# START OF Records for this exercise

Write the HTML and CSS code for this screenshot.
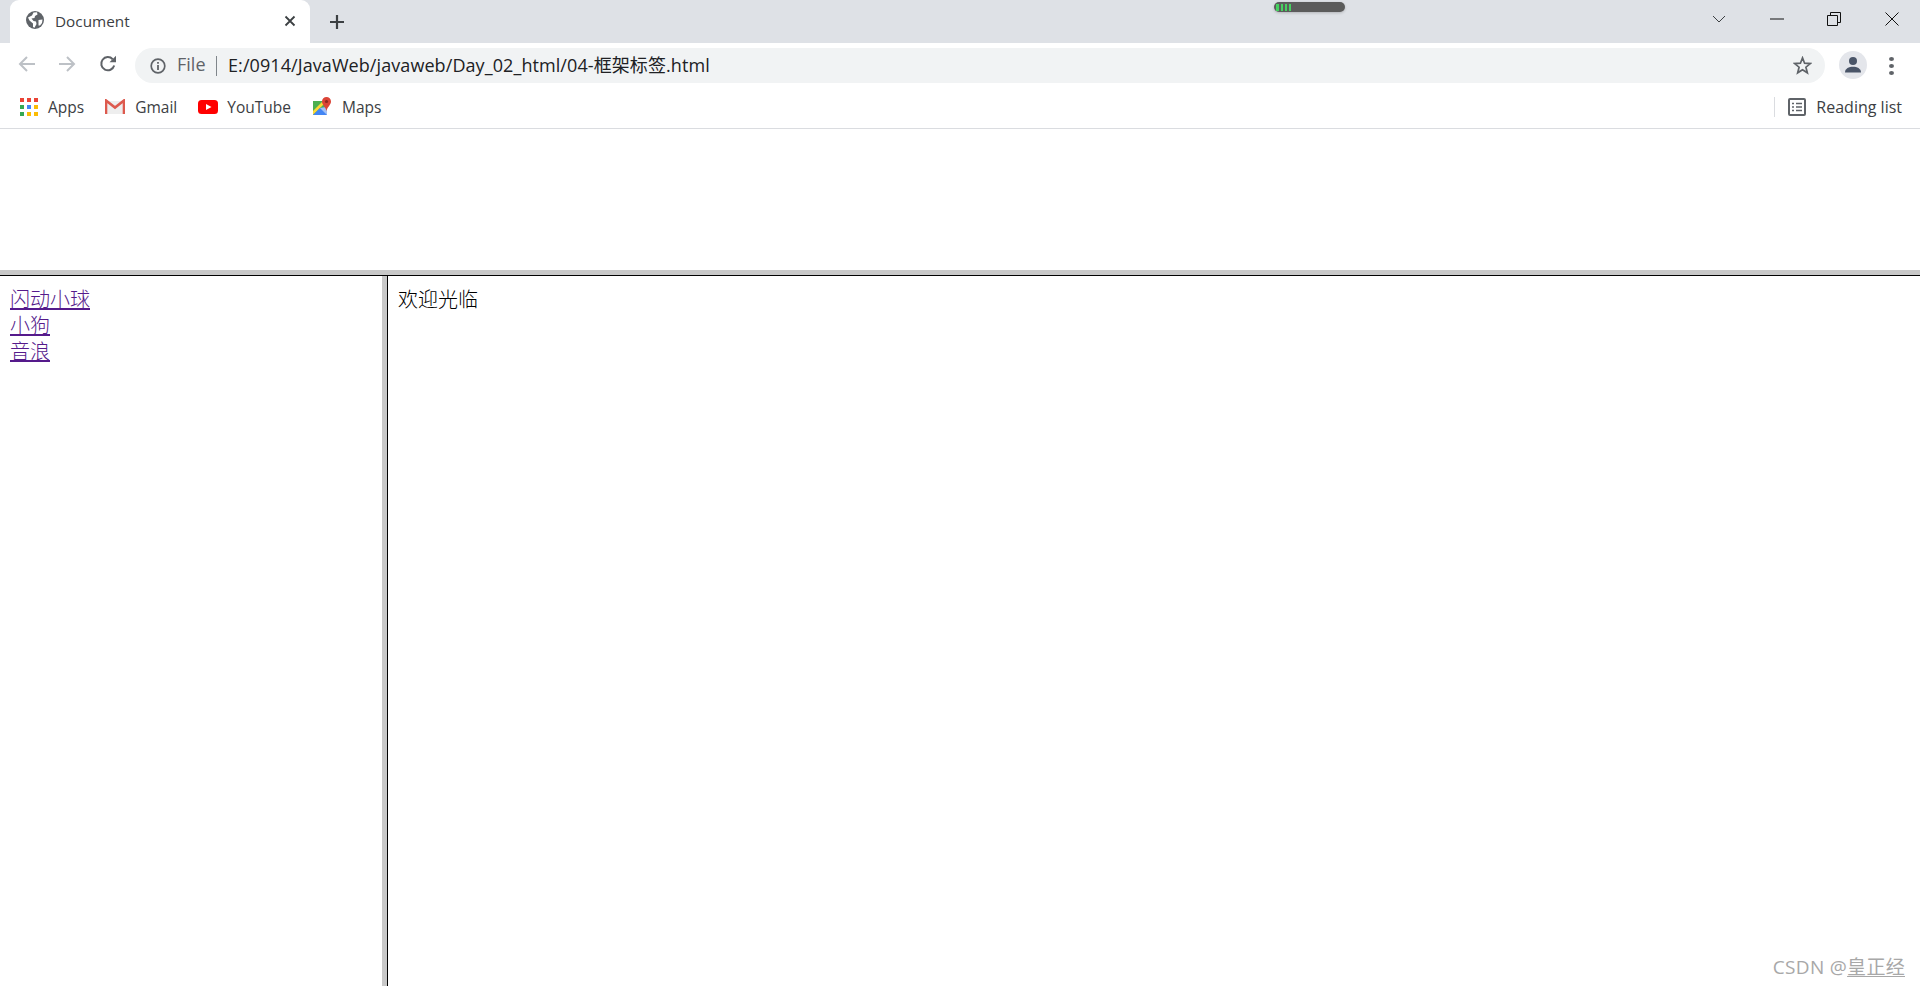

# END OF Records for this exercise
# START OF Records for this exercise

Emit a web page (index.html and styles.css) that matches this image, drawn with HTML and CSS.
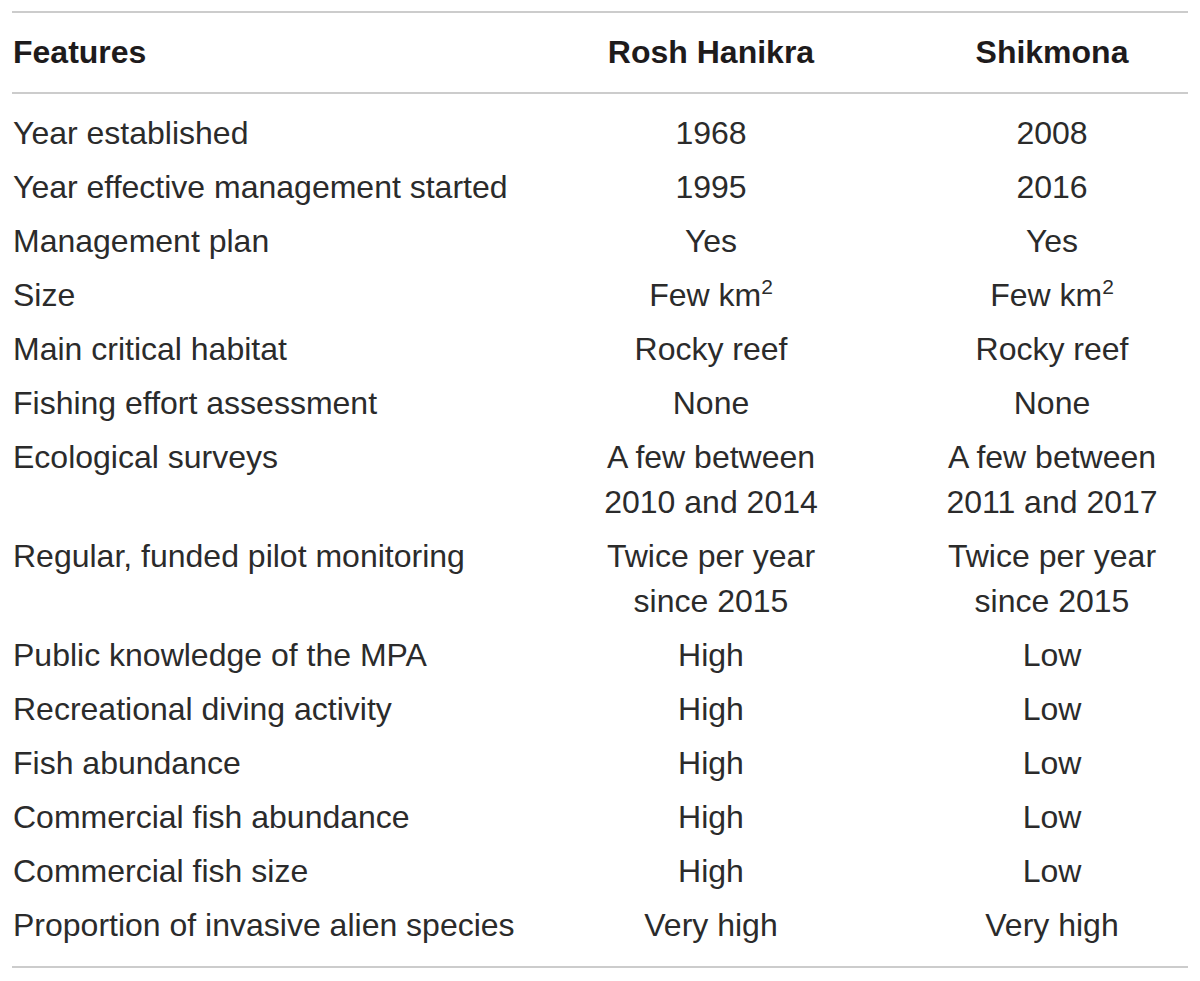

# END OF Records for this exercise
# START OF Records for this exercise

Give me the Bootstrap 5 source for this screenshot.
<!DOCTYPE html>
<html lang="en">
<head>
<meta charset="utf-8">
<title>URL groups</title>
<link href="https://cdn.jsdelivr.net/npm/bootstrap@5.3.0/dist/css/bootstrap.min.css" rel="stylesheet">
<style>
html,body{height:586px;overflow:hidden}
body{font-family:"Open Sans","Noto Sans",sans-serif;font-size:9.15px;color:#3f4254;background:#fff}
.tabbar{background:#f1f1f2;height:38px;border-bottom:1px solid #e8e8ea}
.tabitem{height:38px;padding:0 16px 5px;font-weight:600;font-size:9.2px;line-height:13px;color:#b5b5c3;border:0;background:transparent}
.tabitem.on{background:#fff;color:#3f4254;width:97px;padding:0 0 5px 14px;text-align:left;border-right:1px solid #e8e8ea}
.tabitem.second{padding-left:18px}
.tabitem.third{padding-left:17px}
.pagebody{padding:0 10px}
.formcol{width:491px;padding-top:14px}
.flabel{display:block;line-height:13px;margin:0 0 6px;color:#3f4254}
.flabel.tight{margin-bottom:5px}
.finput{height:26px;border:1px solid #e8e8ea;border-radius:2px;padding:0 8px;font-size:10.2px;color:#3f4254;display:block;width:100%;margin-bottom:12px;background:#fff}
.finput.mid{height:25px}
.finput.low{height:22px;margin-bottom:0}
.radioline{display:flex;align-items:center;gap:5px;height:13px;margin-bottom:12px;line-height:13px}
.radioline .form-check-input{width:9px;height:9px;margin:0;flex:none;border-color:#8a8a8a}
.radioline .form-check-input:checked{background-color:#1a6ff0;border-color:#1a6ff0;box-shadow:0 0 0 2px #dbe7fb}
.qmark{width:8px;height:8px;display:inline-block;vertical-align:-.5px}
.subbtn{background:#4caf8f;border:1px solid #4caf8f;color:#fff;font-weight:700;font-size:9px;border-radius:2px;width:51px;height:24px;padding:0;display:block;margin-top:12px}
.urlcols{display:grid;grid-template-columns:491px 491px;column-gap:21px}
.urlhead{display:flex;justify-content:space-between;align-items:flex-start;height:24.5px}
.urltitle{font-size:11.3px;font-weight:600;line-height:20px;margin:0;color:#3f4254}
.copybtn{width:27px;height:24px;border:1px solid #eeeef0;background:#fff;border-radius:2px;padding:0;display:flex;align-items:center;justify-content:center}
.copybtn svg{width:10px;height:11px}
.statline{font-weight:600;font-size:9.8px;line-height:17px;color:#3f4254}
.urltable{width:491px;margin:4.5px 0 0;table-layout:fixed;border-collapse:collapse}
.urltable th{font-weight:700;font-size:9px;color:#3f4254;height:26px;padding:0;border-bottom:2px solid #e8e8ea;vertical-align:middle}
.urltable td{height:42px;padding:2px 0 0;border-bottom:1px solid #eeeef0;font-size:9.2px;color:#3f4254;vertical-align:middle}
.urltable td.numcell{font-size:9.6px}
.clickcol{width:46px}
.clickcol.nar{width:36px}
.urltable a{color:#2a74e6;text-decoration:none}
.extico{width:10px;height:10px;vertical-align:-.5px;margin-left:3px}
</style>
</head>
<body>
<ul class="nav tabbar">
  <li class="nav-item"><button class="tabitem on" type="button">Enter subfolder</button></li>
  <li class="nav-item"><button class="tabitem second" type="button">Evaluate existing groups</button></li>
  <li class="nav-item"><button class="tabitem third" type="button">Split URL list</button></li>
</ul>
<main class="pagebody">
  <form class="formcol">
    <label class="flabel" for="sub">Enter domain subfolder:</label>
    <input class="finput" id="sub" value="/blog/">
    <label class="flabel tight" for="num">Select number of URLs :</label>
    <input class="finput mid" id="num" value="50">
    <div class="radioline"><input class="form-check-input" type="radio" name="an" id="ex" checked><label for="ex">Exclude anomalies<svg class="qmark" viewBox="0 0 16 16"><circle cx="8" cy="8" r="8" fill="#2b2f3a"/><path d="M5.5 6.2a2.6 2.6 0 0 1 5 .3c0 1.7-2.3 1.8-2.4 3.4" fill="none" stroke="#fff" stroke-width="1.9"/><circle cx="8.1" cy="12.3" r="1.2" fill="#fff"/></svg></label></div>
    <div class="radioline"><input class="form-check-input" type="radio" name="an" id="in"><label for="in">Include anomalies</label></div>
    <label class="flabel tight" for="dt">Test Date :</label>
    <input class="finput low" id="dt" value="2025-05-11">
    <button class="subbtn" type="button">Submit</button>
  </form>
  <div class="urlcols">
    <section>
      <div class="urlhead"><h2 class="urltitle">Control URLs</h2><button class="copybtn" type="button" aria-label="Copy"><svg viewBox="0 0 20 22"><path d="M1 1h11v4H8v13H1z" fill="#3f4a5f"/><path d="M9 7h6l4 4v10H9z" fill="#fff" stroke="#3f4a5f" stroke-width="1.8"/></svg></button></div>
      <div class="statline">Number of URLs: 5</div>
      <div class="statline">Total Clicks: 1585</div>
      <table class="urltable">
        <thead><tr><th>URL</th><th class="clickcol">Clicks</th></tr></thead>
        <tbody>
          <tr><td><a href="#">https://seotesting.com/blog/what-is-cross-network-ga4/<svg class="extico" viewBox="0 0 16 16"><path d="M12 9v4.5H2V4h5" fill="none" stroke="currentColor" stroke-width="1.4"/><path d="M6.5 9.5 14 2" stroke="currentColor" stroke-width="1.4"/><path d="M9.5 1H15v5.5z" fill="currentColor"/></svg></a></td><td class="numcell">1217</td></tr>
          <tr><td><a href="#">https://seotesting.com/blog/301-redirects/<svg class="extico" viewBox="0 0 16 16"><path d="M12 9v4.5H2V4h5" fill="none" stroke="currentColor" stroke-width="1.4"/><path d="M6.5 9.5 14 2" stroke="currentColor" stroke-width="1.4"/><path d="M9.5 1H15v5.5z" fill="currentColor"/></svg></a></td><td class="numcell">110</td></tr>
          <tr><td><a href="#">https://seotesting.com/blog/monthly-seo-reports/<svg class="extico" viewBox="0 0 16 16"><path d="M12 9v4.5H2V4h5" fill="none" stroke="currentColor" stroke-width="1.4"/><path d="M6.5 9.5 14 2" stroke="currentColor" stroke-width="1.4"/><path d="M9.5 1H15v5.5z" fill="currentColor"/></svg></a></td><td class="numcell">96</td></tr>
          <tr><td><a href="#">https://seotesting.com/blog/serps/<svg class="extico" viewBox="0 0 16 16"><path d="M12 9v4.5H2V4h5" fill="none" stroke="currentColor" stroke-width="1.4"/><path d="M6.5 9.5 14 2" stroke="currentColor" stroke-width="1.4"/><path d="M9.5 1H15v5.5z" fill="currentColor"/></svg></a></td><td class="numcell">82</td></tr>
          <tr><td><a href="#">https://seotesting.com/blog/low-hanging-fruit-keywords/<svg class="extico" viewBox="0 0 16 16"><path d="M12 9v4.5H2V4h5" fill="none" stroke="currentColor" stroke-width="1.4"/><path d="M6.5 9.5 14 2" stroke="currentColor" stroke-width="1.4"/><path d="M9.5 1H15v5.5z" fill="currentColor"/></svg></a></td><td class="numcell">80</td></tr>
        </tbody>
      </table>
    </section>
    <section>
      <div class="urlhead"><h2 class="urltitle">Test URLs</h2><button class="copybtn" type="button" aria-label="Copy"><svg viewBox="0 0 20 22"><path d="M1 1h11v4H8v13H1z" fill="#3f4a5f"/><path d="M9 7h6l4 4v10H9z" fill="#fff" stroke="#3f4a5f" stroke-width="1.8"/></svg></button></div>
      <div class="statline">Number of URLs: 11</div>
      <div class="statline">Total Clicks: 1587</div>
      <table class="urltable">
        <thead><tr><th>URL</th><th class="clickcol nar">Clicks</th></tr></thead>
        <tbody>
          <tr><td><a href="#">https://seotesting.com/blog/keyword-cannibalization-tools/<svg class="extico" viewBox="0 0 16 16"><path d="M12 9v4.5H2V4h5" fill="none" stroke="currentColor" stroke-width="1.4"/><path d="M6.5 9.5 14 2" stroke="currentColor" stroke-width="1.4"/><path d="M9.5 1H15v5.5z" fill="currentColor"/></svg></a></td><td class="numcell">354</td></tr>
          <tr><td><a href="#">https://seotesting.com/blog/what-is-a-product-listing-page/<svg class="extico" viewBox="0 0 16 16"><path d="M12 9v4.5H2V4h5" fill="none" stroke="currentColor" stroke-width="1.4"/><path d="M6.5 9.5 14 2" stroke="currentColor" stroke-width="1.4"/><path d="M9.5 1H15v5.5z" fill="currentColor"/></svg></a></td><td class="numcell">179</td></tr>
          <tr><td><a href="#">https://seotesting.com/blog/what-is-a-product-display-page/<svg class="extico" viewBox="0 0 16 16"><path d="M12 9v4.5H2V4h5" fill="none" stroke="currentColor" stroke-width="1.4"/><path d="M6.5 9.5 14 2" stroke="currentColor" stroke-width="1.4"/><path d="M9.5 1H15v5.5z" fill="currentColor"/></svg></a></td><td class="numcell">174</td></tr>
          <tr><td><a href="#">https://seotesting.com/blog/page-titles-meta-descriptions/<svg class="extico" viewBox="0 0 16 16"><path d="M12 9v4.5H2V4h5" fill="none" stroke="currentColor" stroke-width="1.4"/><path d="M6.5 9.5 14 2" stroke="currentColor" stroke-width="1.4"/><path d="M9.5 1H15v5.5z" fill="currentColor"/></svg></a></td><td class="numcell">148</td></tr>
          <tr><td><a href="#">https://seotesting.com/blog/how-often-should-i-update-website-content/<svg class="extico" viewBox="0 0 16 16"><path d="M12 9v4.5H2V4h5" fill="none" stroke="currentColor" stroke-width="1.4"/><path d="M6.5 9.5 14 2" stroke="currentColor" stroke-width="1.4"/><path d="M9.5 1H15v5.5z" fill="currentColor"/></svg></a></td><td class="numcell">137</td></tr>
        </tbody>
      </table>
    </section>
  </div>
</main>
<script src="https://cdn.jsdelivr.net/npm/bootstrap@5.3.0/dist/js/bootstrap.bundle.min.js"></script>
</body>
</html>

# END OF Records for this exercise

=== Aim of the exercise ===
Among the entries, how many lines include the word "screenshot"? Answer with a single number and nothing further.

=== Answer ===
2